Lightly flour your work surface and turn out the dough. Start to knead it until it is smooth; this will take around a minute. Now, cover the dough with a damp cloth or cling film and leave it to rest for ten minutes.
Once the resting time is up, divide the dough into ten equal pieces and shape each one into a ball before covering them again to rest for another ten minutes.
While your dough is resting, dust your rolling pin with flour and place a large flat-bottomed griddle, frying pan or Mexican comal over a medium-high heat.
Take a ball of dough and, placing it on your lightly-floured surface, flatten it into a disc, before rolling it out into a thin round of around 8 inches/20cm. Don’t be afraid to use a little pressure to get the dough nice and thin because it is stretchy. Add more flour to your pin if it sticks.

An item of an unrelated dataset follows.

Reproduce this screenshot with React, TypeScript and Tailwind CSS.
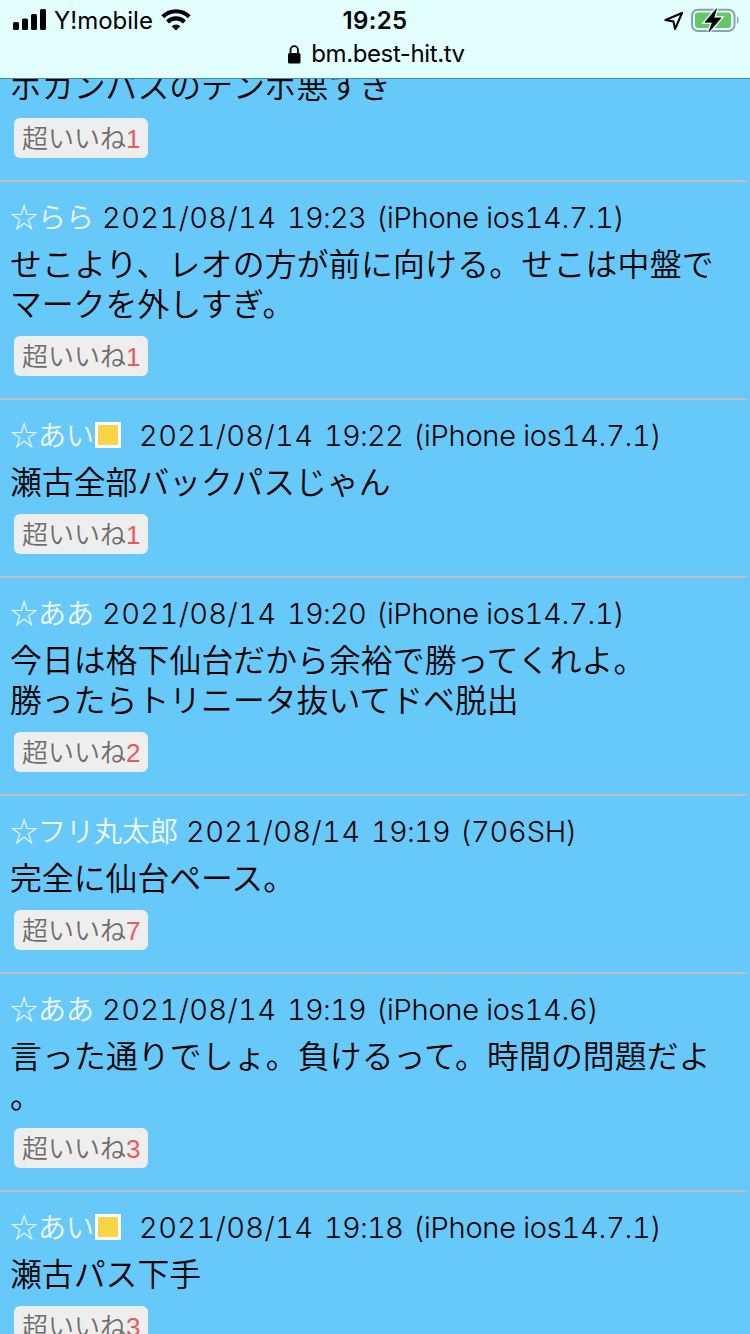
type Line = { text: string; spacing?: string };

type Post = {
  name: string;
  card?: boolean;
  date: string;
  time: string;
  device: string;
  lines: Line[];
  likes: number;
};

const posts: Post[] = [
  {
    name: "☆らら",
    date: "2021/08/14",
    time: "19:23",
    device: "(iPhone ios14.7.1)",
    lines: [{ text: "せこより、レオの方が前に向ける。せこは中盤で", spacing: "tracking-[0.28px]" }, { text: "マークを外しすぎ。" }],
    likes: 1,
  },
  { name: "☆あい", card: true, date: "2021/08/14", time: "19:22", device: "(iPhone ios14.7.1)", lines: [{ text: "瀬古全部バックパスじゃん" }], likes: 1 },
  {
    name: "☆ああ",
    date: "2021/08/14",
    time: "19:20",
    device: "(iPhone ios14.7.1)",
    lines: [{ text: "今日は格下仙台だから余裕で勝ってくれよ。", spacing: "tracking-[0.1px]" }, { text: "勝ったらトリニータ抜いてドベ脱出" }],
    likes: 2,
  },
  { name: "☆フリ丸太郎", date: "2021/08/14", time: "19:19", device: "(706SH)", lines: [{ text: "完全に仙台ペース。" }], likes: 7 },
  {
    name: "☆ああ",
    date: "2021/08/14",
    time: "19:19",
    device: "(iPhone ios14.6)",
    lines: [{ text: "言った通りでしょ。負けるって。時間の問題だよ", spacing: "tracking-[0.17px]" }, { text: "。" }],
    likes: 3,
  },
  { name: "☆あい", card: true, date: "2021/08/14", time: "19:18", device: "(iPhone ios14.7.1)", lines: [{ text: "瀬古パス下手" }], likes: 3 },
];

function LikeButton({ count }: { count: number }) {
  return (
    <button className="ml-[14px] mt-[14px] mb-[22px] flex h-10 w-[134px] items-center rounded-[6px] bg-[#eeeeee] pl-2 text-[26px] leading-10 whitespace-nowrap text-[#6e6e6e]">
      <span className="w-[104px] pb-[3px]">超いいね</span>
      <span className="pt-px font-['Liberation_Sans','Noto_Sans_CJK_JP',sans-serif] font-normal text-[#e35d5b]">{count}</span>
    </button>
  );
}

function Body({ lines }: { lines: Line[] }) {
  return (
    <div className="pl-[10px] text-[31.8px] leading-10 whitespace-nowrap">
      {lines.map((line) => (
        <p key={line.text} className={line.spacing ?? "tracking-[0.05px]"}>
          {line.text}
        </p>
      ))}
    </div>
  );
}

function PostItem({ post }: { post: Post }) {
  return (
    <article className="w-[747px] border-t-2 border-[#bdbdbd]">
      <div className="flex h-[60px] items-center pt-[12px] pl-[10px] whitespace-nowrap">
        <span className="pb-[5px] text-[28px] leading-10 text-[#f2faff]">{post.name}</span>
        {post.card && <span className="mr-[10px] mb-[3px] ml-px size-[26px] border-[3px] border-white bg-[#f8d547]" />}
        <span className="ml-[8px] flex font-['Inter','Noto_Sans_CJK_JP',sans-serif] text-[29px] leading-10 font-[350] text-black tabular-nums">
          <span className="w-[185px] tracking-[0.4px]">{post.date}</span>
          <span className="w-[89px] tracking-[-0.8px]">{post.time}</span>
          <span className="tracking-[-0.25px]">{post.device}</span>
        </span>
      </div>
      <Body lines={post.lines} />
      <LikeButton count={post.likes} />
    </article>
  );
}

function SignalIcon() {
  return (
    <svg width="34" height="22" viewBox="0 0 34 22">
      <rect x="0" y="13" width="6" height="8" rx="1.6" />
      <rect x="9" y="9.5" width="6" height="11.5" rx="1.6" />
      <rect x="18" y="5" width="6" height="16" rx="1.6" />
      <rect x="27" y="0" width="6" height="21" rx="1.6" />
    </svg>
  );
}

function WifiIcon() {
  return (
    <svg width="30" height="22" viewBox="0 0 30 22" fill="none" stroke="#000" strokeWidth="4.2">
      <path d="M1.8 7.7a18.7 18.7 0 0 1 26.4 0" />
      <path d="M6.6 12.9a11.9 11.9 0 0 1 16.8 0" />
      <path d="M15 21.6l-4.3-4.3a6.1 6.1 0 0 1 8.6 0z" fill="#000" stroke="none" />
    </svg>
  );
}

function BatteryIcon() {
  const bolt = "M25.5.8 14 14.2h7.4L18 23.7 30 10h-7.2z";
  return (
    <svg width="49" height="25" viewBox="0 0 49 25">
      <rect x="1" y="1.7" width="42.5" height="21.3" rx="6" fill="none" stroke="#8aa3ac" strokeWidth="2" />
      <path d="M46 8.8c2.2.7 2.2 6.5 0 7.2z" fill="#8aa3ac" />
      <rect x="4" y="4.6" width="36" height="15.5" rx="3" fill="#67c665" />
      <path d={bolt} fill="#e2feff" stroke="#e2feff" strokeWidth="3.4" />
      <path d={bolt} fill="#000" stroke="#000" strokeWidth="0.8" />
    </svg>
  );
}

function StatusBar() {
  return (
    <header className="relative z-10 h-[79px] shrink-0 border-b border-[#4585a6] bg-[#e2feff] font-['Inter',sans-serif] font-normal text-black">
      <div className="grid h-10 grid-cols-[1fr_auto_1fr] items-center">
        <div className="flex items-center pl-[13px]">
          <SignalIcon />
          <span className="ml-[7px] w-[98px] pt-px text-[24px] leading-8 whitespace-nowrap">Y!mobile</span>
          <span className="ml-[9px]"><WifiIcon /></span>
        </div>
        <div className="pt-[2px] text-[24px] leading-8 font-semibold tracking-[0.4px]">19:25</div>
        <div className="flex items-center justify-end pr-[10px]">
          <svg width="20" height="20" viewBox="0 0 20 20" fill="none" stroke="#000" strokeWidth="2" strokeLinejoin="round" className="mr-[7px]">
            <path d="M18 3 1.5 10l8 1.5L11 19z" />
          </svg>
          <BatteryIcon />
        </div>
      </div>
      <div className="flex h-7 items-center justify-center pl-[3px]">
        <svg width="13" height="19" viewBox="0 0 13 19">
          <rect x="0" y="8" width="12.5" height="10.5" rx="1.6" />
          <path d="M2.5 9V5.2a3.75 4 0 0 1 7.5 0V9" fill="none" stroke="#000" strokeWidth="1.8" />
        </svg>
        <span className="ml-[10px] text-[24px] leading-7 tracking-[-0.4px]">bm.best-hit.tv</span>
      </div>
    </header>
  );
}

export default function App() {
  return (
    <div className="flex h-[1334px] w-[750px] flex-col overflow-hidden bg-[#67c8fa] font-['Noto_Sans_CJK_JP',sans-serif] font-[350] text-black">
      <StatusBar />
      <main className="-mt-[15px]">
        <Body lines={[{ text: "ボカンパスのテンポ悪すぎ" }]} />
        <LikeButton count={1} />
        {posts.map((post) => (
          <PostItem key={post.time + post.name} post={post} />
        ))}
      </main>
    </div>
  );
}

Take the tortilla and place it in the frying pan/skillet/comal. You will need to cook it until bubbles appear on the top side and, when you take a peek underneath, brown spots are present. This will happen swiftly, so don’t leave it unattended. Now, flip your tortilla over and continue to cook it until the other side develops light browned spots. Wrap the tortilla in the warm tea towel on the warm plate and set to one side. Now, roll out and fry the others in turn, adding the cooked tortillas to the warmed stack inside the tea towel. Serve and eat immediately, although tortillas will reheat well wrapped in foil in a low-medium oven or even in a pan. They freeze well, too.
As with pastry-making, it is important to use cold water and fridge-cold lard. Obviously, using a food processor will make this whole process easier but I have given instructions for those of you without one.
Have a warmed plate and warm tea towel to hand.